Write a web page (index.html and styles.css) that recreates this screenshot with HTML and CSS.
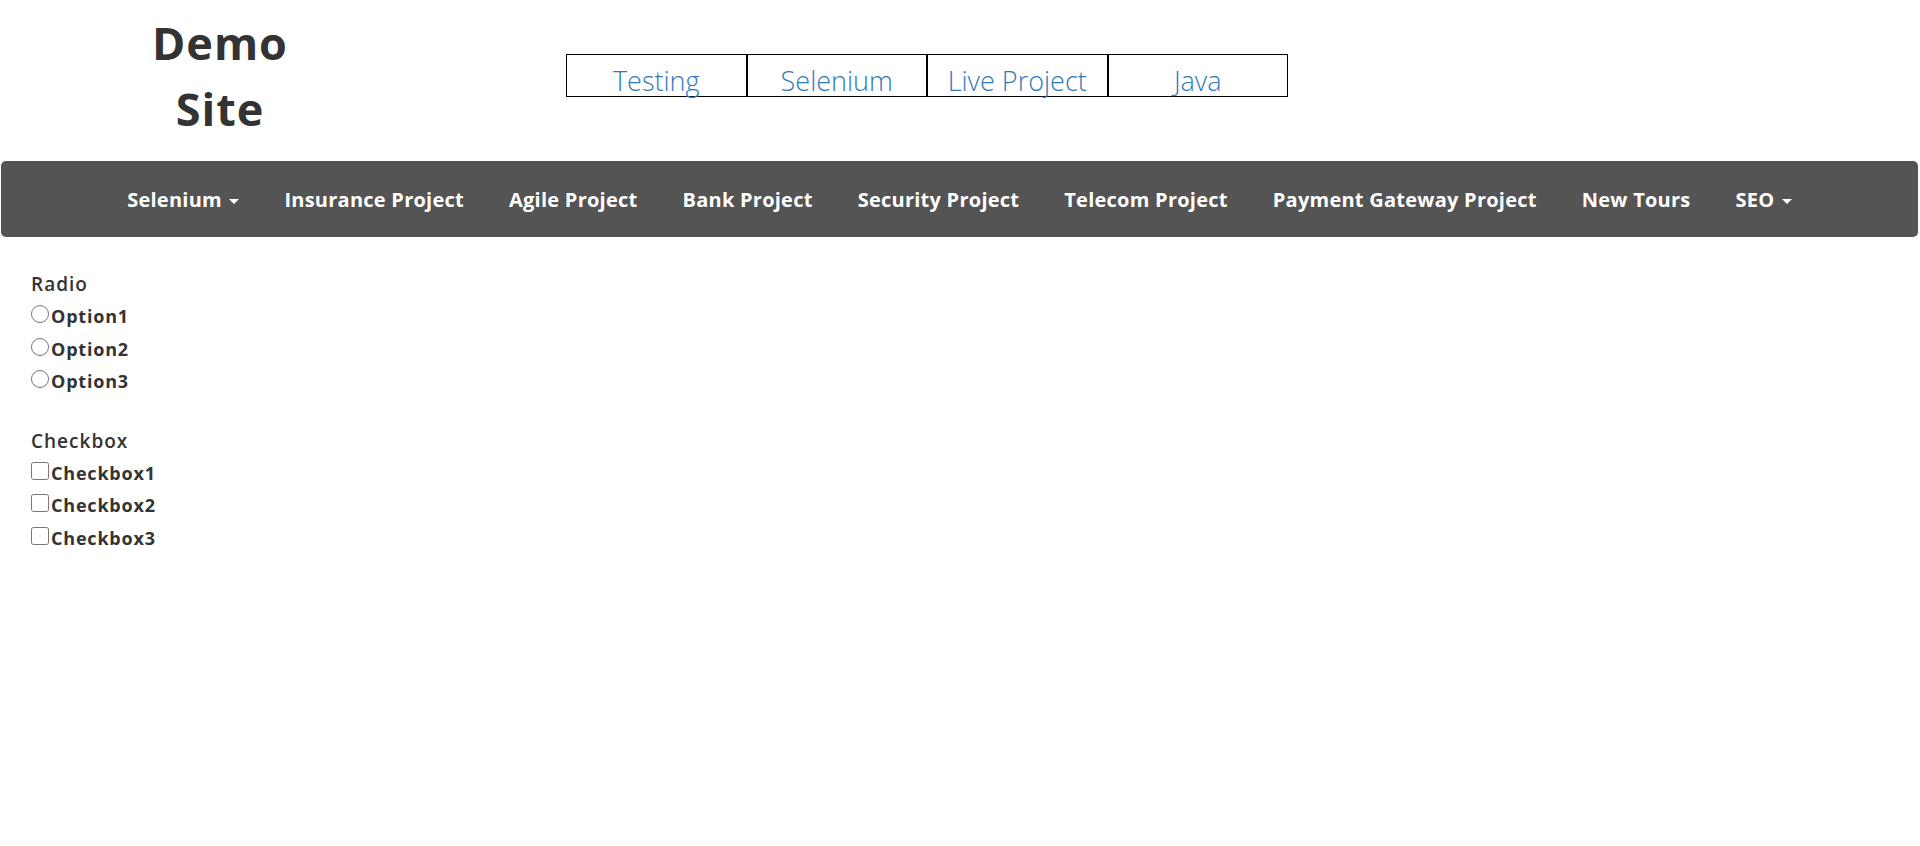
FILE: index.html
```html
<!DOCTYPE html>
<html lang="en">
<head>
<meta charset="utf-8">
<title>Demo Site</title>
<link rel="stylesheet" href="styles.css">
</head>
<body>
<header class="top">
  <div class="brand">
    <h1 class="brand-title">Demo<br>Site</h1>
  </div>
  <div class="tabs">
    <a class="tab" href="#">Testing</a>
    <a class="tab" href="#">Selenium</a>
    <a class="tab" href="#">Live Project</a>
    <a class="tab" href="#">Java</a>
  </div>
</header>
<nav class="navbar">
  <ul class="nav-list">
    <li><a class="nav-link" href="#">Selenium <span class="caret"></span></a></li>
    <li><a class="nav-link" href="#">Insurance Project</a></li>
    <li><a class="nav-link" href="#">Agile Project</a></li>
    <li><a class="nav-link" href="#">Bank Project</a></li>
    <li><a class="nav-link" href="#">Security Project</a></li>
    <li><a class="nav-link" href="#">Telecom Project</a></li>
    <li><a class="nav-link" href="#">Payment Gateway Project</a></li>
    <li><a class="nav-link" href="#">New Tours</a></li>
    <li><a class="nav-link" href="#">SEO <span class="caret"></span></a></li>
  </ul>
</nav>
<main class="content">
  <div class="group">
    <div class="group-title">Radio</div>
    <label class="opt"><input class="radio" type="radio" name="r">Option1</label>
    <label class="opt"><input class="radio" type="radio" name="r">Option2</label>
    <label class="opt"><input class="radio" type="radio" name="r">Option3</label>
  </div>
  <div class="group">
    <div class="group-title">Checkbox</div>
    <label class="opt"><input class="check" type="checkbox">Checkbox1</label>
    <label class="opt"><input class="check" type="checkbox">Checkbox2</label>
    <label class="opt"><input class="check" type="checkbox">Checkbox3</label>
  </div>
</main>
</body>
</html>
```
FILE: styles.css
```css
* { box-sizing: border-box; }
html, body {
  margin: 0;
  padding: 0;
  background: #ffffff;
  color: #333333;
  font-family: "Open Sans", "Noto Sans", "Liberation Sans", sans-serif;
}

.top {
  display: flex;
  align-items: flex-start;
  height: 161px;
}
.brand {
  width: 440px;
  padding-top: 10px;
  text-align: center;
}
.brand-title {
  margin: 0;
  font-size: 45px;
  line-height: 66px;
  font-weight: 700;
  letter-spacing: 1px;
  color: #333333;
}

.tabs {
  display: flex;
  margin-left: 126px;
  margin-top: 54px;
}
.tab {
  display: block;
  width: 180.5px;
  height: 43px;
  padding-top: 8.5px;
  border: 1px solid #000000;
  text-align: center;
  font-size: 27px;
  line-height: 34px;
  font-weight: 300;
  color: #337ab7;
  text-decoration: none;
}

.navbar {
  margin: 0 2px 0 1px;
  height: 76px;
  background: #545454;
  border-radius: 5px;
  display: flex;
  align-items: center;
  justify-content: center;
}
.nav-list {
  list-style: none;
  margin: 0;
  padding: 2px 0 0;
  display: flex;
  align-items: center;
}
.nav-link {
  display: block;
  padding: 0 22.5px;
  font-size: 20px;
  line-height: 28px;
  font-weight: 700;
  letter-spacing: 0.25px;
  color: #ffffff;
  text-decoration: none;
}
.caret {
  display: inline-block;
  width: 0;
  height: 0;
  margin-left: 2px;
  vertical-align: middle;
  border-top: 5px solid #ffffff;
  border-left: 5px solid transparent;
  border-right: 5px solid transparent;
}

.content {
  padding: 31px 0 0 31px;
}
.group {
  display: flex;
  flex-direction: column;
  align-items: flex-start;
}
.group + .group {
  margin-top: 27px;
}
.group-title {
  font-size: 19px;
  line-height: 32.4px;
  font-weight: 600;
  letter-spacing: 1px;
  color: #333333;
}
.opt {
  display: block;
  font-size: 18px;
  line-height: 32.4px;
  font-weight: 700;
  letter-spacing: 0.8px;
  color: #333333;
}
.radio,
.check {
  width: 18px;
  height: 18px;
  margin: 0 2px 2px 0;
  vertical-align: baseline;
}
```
...
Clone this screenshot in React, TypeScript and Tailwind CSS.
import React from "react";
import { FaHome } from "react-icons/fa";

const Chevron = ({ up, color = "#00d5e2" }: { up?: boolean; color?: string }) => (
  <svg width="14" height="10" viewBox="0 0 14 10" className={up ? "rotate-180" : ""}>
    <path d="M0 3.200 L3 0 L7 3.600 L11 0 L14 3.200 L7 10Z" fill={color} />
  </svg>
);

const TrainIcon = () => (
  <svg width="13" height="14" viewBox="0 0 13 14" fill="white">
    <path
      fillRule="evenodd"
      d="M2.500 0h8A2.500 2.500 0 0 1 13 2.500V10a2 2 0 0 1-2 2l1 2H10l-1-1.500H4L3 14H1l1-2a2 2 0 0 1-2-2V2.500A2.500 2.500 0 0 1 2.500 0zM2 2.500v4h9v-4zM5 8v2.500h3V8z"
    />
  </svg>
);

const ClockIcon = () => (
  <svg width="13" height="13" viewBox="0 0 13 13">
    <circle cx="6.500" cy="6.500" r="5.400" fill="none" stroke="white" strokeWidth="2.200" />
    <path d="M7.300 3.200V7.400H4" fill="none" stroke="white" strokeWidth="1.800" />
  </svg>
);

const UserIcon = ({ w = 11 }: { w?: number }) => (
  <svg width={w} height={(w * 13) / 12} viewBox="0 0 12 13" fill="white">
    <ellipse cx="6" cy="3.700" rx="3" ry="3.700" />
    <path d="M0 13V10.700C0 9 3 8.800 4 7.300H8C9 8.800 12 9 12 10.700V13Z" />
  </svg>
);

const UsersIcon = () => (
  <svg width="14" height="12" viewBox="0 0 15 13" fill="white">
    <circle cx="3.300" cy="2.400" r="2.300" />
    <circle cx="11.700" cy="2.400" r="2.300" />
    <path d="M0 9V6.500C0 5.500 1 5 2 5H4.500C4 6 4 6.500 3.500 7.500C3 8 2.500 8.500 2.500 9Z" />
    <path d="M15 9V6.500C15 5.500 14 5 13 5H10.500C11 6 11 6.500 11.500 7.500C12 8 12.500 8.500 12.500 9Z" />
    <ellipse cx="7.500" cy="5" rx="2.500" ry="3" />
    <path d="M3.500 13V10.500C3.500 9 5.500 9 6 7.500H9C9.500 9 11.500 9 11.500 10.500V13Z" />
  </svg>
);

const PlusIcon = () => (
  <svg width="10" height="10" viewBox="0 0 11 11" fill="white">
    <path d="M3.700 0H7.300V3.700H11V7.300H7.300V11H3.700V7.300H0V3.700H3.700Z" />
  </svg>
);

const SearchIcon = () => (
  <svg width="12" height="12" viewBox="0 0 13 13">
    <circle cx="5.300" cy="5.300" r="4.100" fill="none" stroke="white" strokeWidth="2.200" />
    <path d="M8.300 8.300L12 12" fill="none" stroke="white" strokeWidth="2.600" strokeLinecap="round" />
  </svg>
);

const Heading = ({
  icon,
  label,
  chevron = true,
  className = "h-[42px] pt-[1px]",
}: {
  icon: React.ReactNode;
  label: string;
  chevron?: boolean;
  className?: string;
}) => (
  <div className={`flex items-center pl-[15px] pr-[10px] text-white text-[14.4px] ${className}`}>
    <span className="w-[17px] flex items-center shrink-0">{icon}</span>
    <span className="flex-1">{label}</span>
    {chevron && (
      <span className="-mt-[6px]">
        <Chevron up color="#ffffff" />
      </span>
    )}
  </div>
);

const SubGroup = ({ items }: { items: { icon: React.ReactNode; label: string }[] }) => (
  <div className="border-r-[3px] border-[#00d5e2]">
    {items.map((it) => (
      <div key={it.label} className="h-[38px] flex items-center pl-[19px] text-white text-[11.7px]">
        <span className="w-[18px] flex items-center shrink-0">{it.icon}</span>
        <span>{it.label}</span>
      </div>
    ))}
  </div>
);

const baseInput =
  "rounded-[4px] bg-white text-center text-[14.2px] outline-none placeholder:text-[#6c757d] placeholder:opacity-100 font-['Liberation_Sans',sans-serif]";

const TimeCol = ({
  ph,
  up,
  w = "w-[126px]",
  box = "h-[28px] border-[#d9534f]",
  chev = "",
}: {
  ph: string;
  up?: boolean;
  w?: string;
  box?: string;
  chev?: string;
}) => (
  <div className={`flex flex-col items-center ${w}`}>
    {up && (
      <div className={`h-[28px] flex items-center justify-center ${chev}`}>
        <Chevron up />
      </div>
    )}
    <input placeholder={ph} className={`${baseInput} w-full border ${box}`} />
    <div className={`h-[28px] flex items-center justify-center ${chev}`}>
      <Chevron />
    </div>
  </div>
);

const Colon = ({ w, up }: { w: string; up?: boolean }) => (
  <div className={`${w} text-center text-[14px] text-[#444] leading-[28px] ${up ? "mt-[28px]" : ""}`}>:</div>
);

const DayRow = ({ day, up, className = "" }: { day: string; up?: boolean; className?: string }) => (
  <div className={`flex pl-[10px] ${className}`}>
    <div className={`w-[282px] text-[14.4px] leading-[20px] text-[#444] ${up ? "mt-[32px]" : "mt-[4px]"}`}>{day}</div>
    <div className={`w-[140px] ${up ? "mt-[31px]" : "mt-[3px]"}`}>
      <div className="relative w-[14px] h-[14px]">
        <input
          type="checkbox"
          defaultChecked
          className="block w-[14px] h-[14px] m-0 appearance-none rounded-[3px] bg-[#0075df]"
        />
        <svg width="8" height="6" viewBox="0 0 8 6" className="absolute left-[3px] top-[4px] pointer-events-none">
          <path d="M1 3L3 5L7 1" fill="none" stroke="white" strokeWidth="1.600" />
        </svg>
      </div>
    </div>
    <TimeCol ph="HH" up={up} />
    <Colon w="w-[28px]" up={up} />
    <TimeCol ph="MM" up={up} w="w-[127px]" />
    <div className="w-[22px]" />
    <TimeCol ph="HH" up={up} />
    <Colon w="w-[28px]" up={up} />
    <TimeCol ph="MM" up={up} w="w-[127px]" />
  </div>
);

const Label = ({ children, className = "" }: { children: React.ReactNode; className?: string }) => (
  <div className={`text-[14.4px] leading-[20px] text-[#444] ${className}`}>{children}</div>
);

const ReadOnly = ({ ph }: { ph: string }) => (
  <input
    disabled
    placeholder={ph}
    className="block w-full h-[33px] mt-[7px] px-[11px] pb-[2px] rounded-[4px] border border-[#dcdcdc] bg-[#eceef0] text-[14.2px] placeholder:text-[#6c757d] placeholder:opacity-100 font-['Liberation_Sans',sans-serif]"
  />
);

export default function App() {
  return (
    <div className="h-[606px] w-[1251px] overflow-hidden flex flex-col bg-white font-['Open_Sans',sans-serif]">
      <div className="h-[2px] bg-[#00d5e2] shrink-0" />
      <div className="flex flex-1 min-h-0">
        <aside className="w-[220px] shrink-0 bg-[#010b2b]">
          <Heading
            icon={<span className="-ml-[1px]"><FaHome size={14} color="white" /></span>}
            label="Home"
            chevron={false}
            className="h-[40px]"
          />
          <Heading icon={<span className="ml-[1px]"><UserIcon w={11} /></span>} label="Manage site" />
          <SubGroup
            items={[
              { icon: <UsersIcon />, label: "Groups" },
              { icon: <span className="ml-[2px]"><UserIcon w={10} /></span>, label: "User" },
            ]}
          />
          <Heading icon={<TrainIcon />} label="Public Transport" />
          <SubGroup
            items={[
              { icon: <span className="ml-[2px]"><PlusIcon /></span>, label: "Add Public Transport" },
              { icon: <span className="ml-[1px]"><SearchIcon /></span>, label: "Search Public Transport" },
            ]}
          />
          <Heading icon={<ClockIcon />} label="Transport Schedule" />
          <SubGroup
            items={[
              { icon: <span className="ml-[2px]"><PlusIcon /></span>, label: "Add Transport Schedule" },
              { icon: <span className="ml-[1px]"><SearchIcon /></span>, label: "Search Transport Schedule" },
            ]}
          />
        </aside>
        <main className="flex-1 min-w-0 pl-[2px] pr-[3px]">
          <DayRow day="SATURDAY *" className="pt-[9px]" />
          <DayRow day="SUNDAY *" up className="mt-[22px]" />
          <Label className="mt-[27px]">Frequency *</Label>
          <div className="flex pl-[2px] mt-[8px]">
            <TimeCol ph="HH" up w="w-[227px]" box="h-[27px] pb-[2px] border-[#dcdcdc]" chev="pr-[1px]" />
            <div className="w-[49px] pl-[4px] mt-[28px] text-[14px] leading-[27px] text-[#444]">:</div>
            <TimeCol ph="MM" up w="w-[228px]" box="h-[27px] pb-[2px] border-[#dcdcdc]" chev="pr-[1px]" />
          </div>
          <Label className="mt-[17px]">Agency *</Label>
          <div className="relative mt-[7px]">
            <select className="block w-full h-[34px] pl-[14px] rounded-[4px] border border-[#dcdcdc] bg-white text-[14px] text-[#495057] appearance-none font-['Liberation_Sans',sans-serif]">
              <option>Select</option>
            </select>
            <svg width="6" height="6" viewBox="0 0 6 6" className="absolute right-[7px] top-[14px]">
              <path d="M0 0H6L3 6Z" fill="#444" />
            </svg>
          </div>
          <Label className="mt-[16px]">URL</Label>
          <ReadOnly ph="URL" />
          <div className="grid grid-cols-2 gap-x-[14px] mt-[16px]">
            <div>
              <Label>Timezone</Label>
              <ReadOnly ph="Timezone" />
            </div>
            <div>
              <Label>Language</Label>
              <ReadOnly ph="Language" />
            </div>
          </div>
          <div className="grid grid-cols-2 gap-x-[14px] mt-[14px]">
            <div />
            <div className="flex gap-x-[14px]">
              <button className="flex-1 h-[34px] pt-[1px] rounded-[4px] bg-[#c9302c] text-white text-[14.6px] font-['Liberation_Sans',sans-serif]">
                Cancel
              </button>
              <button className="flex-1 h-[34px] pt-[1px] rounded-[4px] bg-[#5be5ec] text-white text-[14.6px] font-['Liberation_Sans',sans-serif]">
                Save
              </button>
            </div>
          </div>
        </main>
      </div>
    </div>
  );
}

**Exercise prompt**
Report all lines of the data above that include the string "styles".

**The result**
Write a web page (index.html and styles.css) that recreates this screenshot with HTML and CSS.
<link rel="stylesheet" href="styles.css">
FILE: styles.css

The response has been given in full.